Organoids: The Frontier of Personalized Medicine
Posted By admin / 26th Jan, 2018
The majority of research leading to medical breakthroughs is conducted using either animal tissues or cancer cells. The trouble with animal tissue is that it does not necessarily respond in the same way as human tissue. Both animal tissue and cancer cells pose challenges in that they do not necessarily behave in a laboratory environment in the same way they do outside of it (in an animal or human body.)
The ultimate aim of medical research is to sufficiently understand the human body as a whole in order to discover and invent medical solutions to biological problems, but ethical constraints make it impossible to experiment on the body as a whole, necessitating the substitution of animal tissues or cancer cells.
In other words, there is an enormous gap between what can ethically be experimented on (a tissue or cell sample) and what this tissue or cell sample is trying to yield information about (the body as an integrated whole, or at the very least, a particular organ or system within it).
This gap is not simply quantitative but qualitative. That is, not only is the gap one of literal size (between a tissue sample and an actual organ), but more importantly and dauntingly, one of kind. This is because traditional tissue and cell samples as cultured in a laboratory are simply a layer of biological material that bears no resemblance to the three-dimensional structure of the organs of an animal or human being.
But now that researchers have learned to grow organoids, this gap is beginning to be closed.
Organoids, as their very name suggests, are organ-like clusters of cells that resemble actual organs (like the heart or lungs) in their three-dimensional structure. For example, intestinal organoids form a ball with a hollow center that “erupts” in multiple nodes that form tubule extensions.

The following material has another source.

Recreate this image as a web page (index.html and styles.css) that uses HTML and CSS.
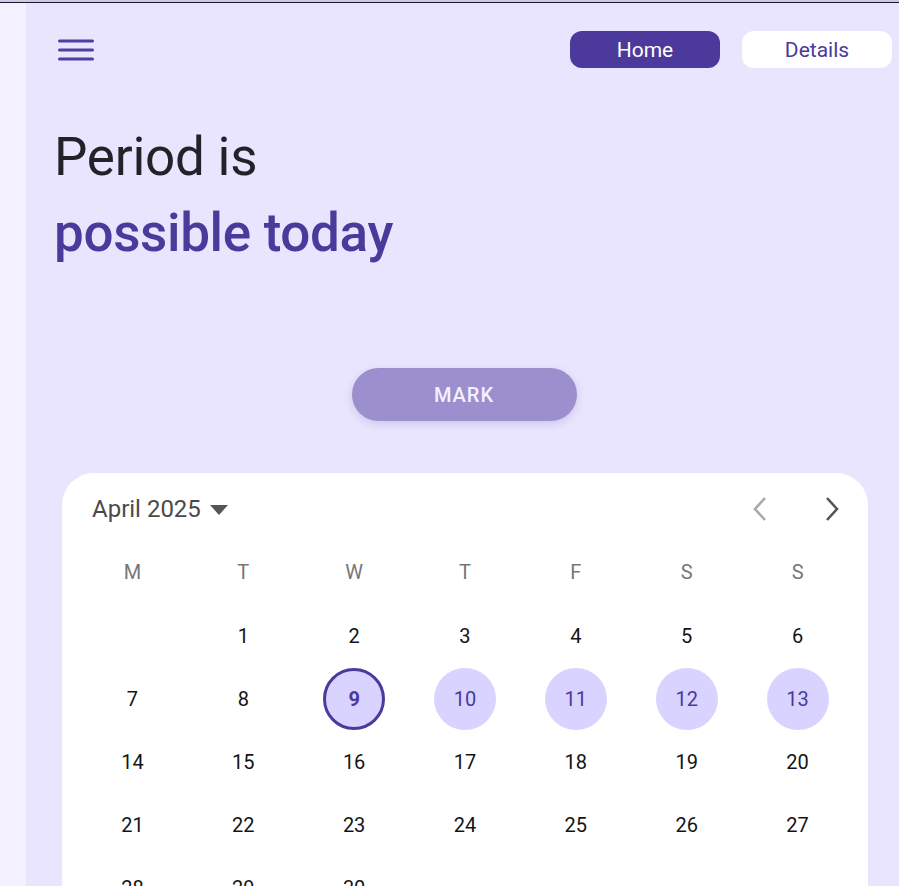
FILE: index.html
```html
<!DOCTYPE html>
<html>
<head>
<meta charset="utf-8">
<link rel="stylesheet" href="styles.css">
</head>
<body>
<div class="topline"></div>
<div class="app">
  <aside class="side"></aside>
  <main class="main">
    <header class="header">
      <svg class="menu" width="36" height="24" viewBox="0 0 36 24"><g stroke="#4e3fa0" stroke-width="3" stroke-linecap="round"><line x1="1.5" y1="3" x2="34.5" y2="3"/><line x1="1.5" y1="12" x2="34.5" y2="12"/><line x1="1.5" y1="21" x2="34.5" y2="21"/></g></svg>
      <nav class="tabs">
        <button class="tab tab-active">Home</button>
        <button class="tab">Details</button>
      </nav>
    </header>
    <h1 class="title"><span class="t1">Period is</span><span class="t2">possible today</span></h1>
    <div class="mark-wrap"><button class="mark">MARK</button></div>
    <section class="card">
      <div class="cal-head">
        <div class="month">April 2025 <svg class="caret" width="18" height="10" viewBox="0 0 18 10"><path d="M0 0H18L9 10Z" fill="#555"/></svg></div>
        <div class="navs">
          <span class="nav"><svg width="18" height="26" viewBox="0 0 18 26"><polyline points="14,2 4,13 14,24" fill="none" stroke="#a9a9a9" stroke-width="2.6"/></svg></span>
          <span class="nav"><svg width="18" height="26" viewBox="0 0 18 26"><polyline points="4,2 14,13 4,24" fill="none" stroke="#555" stroke-width="2.6"/></svg></span>
        </div>
      </div>
      <div class="grid">
        <div class="wd">M</div><div class="wd">T</div><div class="wd">W</div><div class="wd">T</div><div class="wd">F</div><div class="wd">S</div><div class="wd">S</div>
        <div class="d"></div><div class="d"><span>1</span></div><div class="d"><span>2</span></div><div class="d"><span>3</span></div><div class="d"><span>4</span></div><div class="d"><span>5</span></div><div class="d"><span>6</span></div>
        <div class="d"><span>7</span></div><div class="d"><span>8</span></div><div class="d"><span class="today">9</span></div><div class="d"><span class="hl">10</span></div><div class="d"><span class="hl">11</span></div><div class="d"><span class="hl">12</span></div><div class="d"><span class="hl">13</span></div>
        <div class="d"><span>14</span></div><div class="d"><span>15</span></div><div class="d"><span>16</span></div><div class="d"><span>17</span></div><div class="d"><span>18</span></div><div class="d"><span>19</span></div><div class="d"><span>20</span></div>
        <div class="d"><span>21</span></div><div class="d"><span>22</span></div><div class="d"><span>23</span></div><div class="d"><span>24</span></div><div class="d"><span>25</span></div><div class="d"><span>26</span></div><div class="d"><span>27</span></div>
        <div class="d"><span>28</span></div><div class="d"><span>29</span></div><div class="d"><span>30</span></div><div class="d"></div><div class="d"></div><div class="d"></div><div class="d"></div>
      </div>
    </section>
  </main>
</div>
</body>
</html>
```
FILE: styles.css
```css
html, body {
  margin: 0;
  padding: 0;
  height: 100%;
  overflow: hidden;
}
body {
  font-family: Roboto, "Noto Sans", sans-serif;
  background: #e9e5fe;
}
.topline {
  height: 2px;
  background: #cfc6ef;
  border-bottom: 1px solid #1a1a1a;
}
.app {
  display: flex;
  min-height: 883px;
}
.side {
  width: 26px;
  flex: none;
  background: #f3f1ff;
}
.main {
  flex: 1;
  background: #e9e5fe;
  min-width: 0;
}
.header {
  display: flex;
  align-items: center;
  justify-content: space-between;
  padding: 28px 7px 0 32px;
}
.menu {
  display: block;
}
.tabs {
  display: flex;
  gap: 22px;
}
.tab {
  width: 150px;
  height: 37px;
  border: none;
  border-radius: 12px;
  background: #ffffff;
  color: #4b3a9b;
  font-family: Roboto, sans-serif;
  font-size: 21px;
  padding: 0;
}
.tab-active {
  background: #4b3a9b;
  color: #ffffff;
}
.title {
  margin: 51px 0 0 28px;
  font-size: 53px;
  line-height: 76px;
  font-weight: 400;
}
.t1 {
  display: block;
  color: #232228;
  letter-spacing: -0.25px;
}
.t2 {
  display: block;
  color: #4b3a9b;
  font-weight: 500;
  letter-spacing: -0.35px;
}
.mark-wrap {
  display: flex;
  justify-content: center;
  margin: 97px 33px 0 36px;
}
.mark {
  width: 225px;
  height: 53px;
  border: none;
  border-radius: 27px;
  background: #9b90cd;
  color: #f4f1ff;
  font-family: Roboto, sans-serif;
  font-size: 20px;
  font-weight: 500;
  letter-spacing: 1px;
  padding-top: 2px;
  box-shadow: 0 3px 8px rgba(80, 60, 150, 0.18);
}
.card {
  margin: 52px 31px 0 36px;
  background: #ffffff;
  border-radius: 32px 32px 0 0;
  padding: 22px 15px 0 15px;
  height: 420px;
}
.cal-head {
  display: flex;
  align-items: center;
  justify-content: space-between;
  height: 28px;
  padding: 0 1px 0 15px;
}
.month {
  display: flex;
  align-items: center;
  gap: 9px;
  font-size: 24px;
  color: #4a4a4a;
}
.caret {
  margin-top: 1px;
}
.navs {
  display: flex;
  gap: 32px;
}
.nav {
  width: 40px;
  height: 40px;
  display: flex;
  align-items: center;
  justify-content: center;
}
.grid {
  display: grid;
  grid-template-columns: repeat(7, 1fr);
  grid-template-rows: 64px;
  grid-auto-rows: 63px;
  margin-top: 17px;
}
.wd {
  display: flex;
  align-items: center;
  justify-content: center;
  font-size: 20px;
  color: #777777;
}
.d {
  display: flex;
  align-items: center;
  justify-content: center;
  font-size: 20px;
  color: #141414;
}
.d span {
  width: 62px;
  height: 62px;
  border-radius: 50%;
  display: flex;
  align-items: center;
  justify-content: center;
  box-sizing: border-box;
}
.d .hl {
  background: #d9d4ff;
  color: #4b3a9b;
}
.d .today {
  background: #d9d4ff;
  border: 3px solid #4b3a9b;
  color: #4b3a9b;
  font-weight: 700;
}
```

Organoids are grown from stem cells, an achievement only made possible by the discovery of the specific conditions necessary for sustaining stem cells outside the body. Organoids were first grown from intestinal stem cells but have since been grown from liver stem cells, brain stem cells, and even breast stem cells.
Organoids represent significant research advantages in that they contain a much greater diversity of cells than traditional cell cultures in which every cell is the same. This allows researchers to discern the relationship between different kinds of cells under different conditions, to detect potential pathways of infection (depending on which cells are vulnerable to the introduction of pathogens), and to track the response (or lack thereof) of different cells to different treatments.
Organoids currently represent a frontier in personalized medicine. Organoids grown from patient biopsies make it possible to research differences between individual patient’s responses to specific drugs. Rather than patients enduring the time-consuming and potentially risky process of trying multiple drug combinations, researchers can instead test treatments on organoids grown from the patient’s own stem cells to quickly determine the most effective approach.
Organoids can currently be grown from tumor biopsies to identify the best chemotherapy combination for individual patients. Though this use of organoids is currently within the scope of existing scientific know-how, the process for growing organoids will need to become quicker and less costly to become integrated into standard oncology practice. Notwithstanding their relatively new arrival on the medical research scene, organoids show incredible promise for the future of personalized medicine.
At Lifecycle Biotechnologies, in our role of providing leading-edge tools and services to medical research labs, we’re committed to keeping abreast of the latest scientific discoveries and breakthroughs. In doing so, we aim to better understand and respond to the needs of the rapidly evolving industry and support our diverse client population across multiple disciplinary domains and market segments.